Paul Graham: One big difference between painting and engineering is engineers.in buildings for example there is this distinction between architects and engineers. Architects decide what the building is going to look like basically and then they say to an engineer, "Can I do this? And then how?" And the engineer figures out how. So architects figure out "what," engineers figure out "how." Well painters do both. Painters decide what to paint and then have to paint it. And hackers in the best case also do both. They're not merely engineers who just figure out "how." The great hackers decide "what" and then figure out "how." And in fact the two can influence one another in a cycle in the best case. In the best case, you figure out "what" by trying various "hows."

http://www.thelinguist.com/en/en/library/item/10593/


So to get the terminology right, Dr Scheme is a "programming environment" (think of it as the IDE) for PLT Scheme. Arc runs on MzScheme, which is PLT's implementation of Scheme (plus a lot of other things too).

I haven't heard of anyone using Dr Scheme as an editor / IDE for Arc.


I've used Dr Scheme with arc (technically anarki-arc). It worked with no problem on Windows XP / Windows Vista / Ubuntu / Mac OS X (10.5). It's probably the single easiest way to demo it to someone that isn't familiar with lisp/scheme. (java heads, .net programmers, etc.)

Demoing it with a eclipse / visual studio like IDE really does make a difference. There a a surprising number of people who dislike VI/VIM and emacs.

When I'm actually doing arc development I use emacs and inferior-arc.

http://github.com/nex3/arc/tree/master/extras/inferior-arc.e...


by Dr Scheme in my case I mean plt scheme, which is pretty nice as schemes go


I wonder if PG will incorporate the dataflow portions of his dissertation in a future Arc compiler?

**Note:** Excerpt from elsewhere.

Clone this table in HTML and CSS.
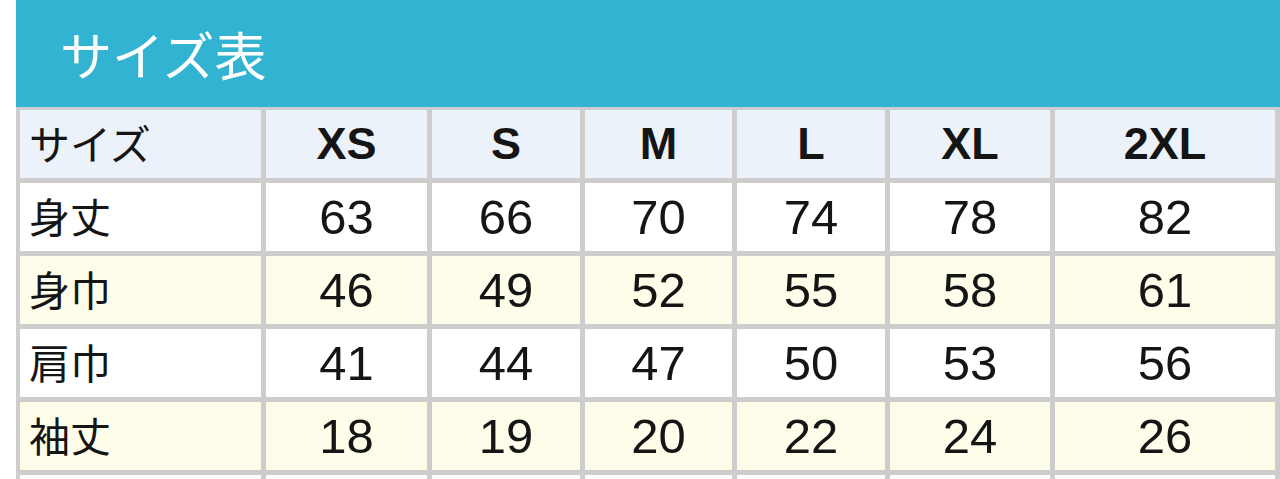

Computers have changed since the 80's. A lot. Micro-optimizations at the instruction level only help code that can run out of L1 cache. Typical tasks these days (c.f. web development, both server and client) use huge data sets, and are frustratingly resistant to this kind of trick.

I'm not a big fan of either scheme or arc, frankly, but pg's decision to leave the optimization to the underlying scheme interpreter sounds spot on to me.


Johnathan Rees' T project page has a list of errata to Shivers' article.

http://mumble.net/~jar/tproject/


Any links anywhere to some sample applications or code snippets written in T?

Sounds like an interesting variant of Lisp.


You can get the last versions of T here - http://mumble.net/~jar/tproject/

Haven't checked if there's any sample code.